Jeff Walkuski, Physical Education Department, presented workshops on fitness education for K-12 students for both the Minneapolis public schools and the Woodstock, Ill., public schools outside Chicago.
Christa Chatfield, Biological Sciences Department, had a paper accepted for publication in the December issue of the Journal of Microbiology and Biology Education. “A Multi-Unit Project for Building Scientific Confidence via Authentic Research in Identification of Environmental Bacterial Isolates” is about integrating authentic scientific methods and research questions into a microbiology lab course that she teaches at SUNY Cortland. The journal is published by the American Society for Microbiology.
Gregg Weatherby, English Department, served as a consultant for a number of books on poet Paul Blackburn: The Blackburn Reader to be published by Shearsman; an as yet untitled book of critical essays to be published by Macmillan (followed by a symposium at the University of Kent, UK); and a reissue of Blackburn's translation of selected Provencal poets, Proensa, to be published by the New York Review of Books. In addition to being a poet and translator, Blackburn was also a member of the English Department faculty 1970-71.
Robert Spitzer, Political Science Department, was elected to serve on the Executive Council of Pi Sigma Alpha, the national political science honors society, at the annual meeting of the American Political Science Association held Aug. 28-31 in Washington D.C. Spitzer will serve a four-year term on the society’s national governing board. Cortland has been a chapter member of Pi Sigma Alpha since 1970.
Michelle Cryan, Publications and Electronic Media Office, developed a prototype for an app designed to teach sign language to pre-verbal children. She submitted the app project as the thesis for her master’s degree in Information Design and Technology at SUNYIT. The paper and a prototype of the app can be found at http://people.sunyit.edu/~cryanm/. Cryan wrote and illustrated a lift-the-flap sign language book that was published in 2007 by Gallaudet Press.
Alexandru Balas, International Studies Program and Clark Center for International Education, recently had his book, Peace Operations, published by Polity Press. The book, in its 2nd edition, is co-authored with Paul F. Diehl.
The book, detailed and available online at http://www.polity.co.uk/book.asp?ref=9780745671802, accomplishes the following:
- Traces the historical development of peace operations from their origins in the early 20th century through the development of modern peace building missions and multiple simultaneous peace operations.

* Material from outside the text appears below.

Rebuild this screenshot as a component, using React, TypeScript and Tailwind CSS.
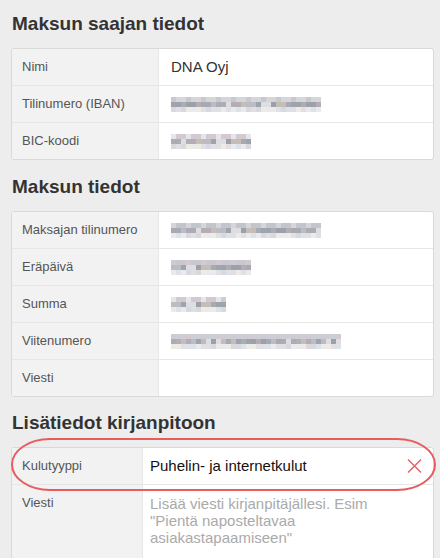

- Tracks changes over time in the size, mission and organization of peace operations.
- Analyses different organizational, financial, and troop provisions for peace operations, as well as assessing alternatives.
- Lays out criteria for evaluating peace operations and details the conditions under which such operations are successful.
Jerome O’Callaghan, School of Arts and Sciences, co-authored with Paula O’Callaghan, University of Maryland, a paper on the free speech aspect of using Facebook in the context of public employment. The paper, titled “Facebook’s ‘Like’ – The First Amendment and Free Speech in the Workplace,” was published this summer in volume 15 of the ALSB Journal of Employment and Labor Law.
Robert Spitzer, Political Science Department, has been informed that his new book, Guns Across America: Reconciling Gun Rules and Rights, has been accepted for publication by Oxford University Press. The book argues that the contemporary debate pitting gun rights against gun regulations is based on a misunderstanding of America’s gun past. While gun possession is as old as the country, so are gun laws, and throughout most of our history, the two have gone hand in hand. Drawing on a vast new dataset of early gun laws, the book shows that gun regulations in America’s early history were, if anything, more strict than they are now. In addition, the book examines the Second Amendment and the assault weapons controversy, “stand-your-ground” laws, and New York state’s recent strict new laws. The narrative also includes the author’s effort to obtain a pistol permit. The book is scheduled for publication by Oxford in March 2015. Spitzer is the author of four other books on gun policy.
Mechthild Nagel, Philosophy Department and the Center for Gender and Intercultural Studies (CGIS), is on leave for the academic year. In July she started her visiting scholar position at Cornell University’s Feminist, Gender, Sexuality Studies Program, where she will write a monograph on Ubuntu ethics of punishment. She will remain a scholar-in-residence until December.
In January 2015, she will commence her scholar-in-residence at the Max Planck Institute for Religious and Ethnic Diversity in Goettingen, Germany, through July 2015.
Kathryn Kramer, Art and Art History Department, will have her article “Flanerie’s Art and Measure of the Urbanizing Global” published in the December issue of the journal Visual Resources.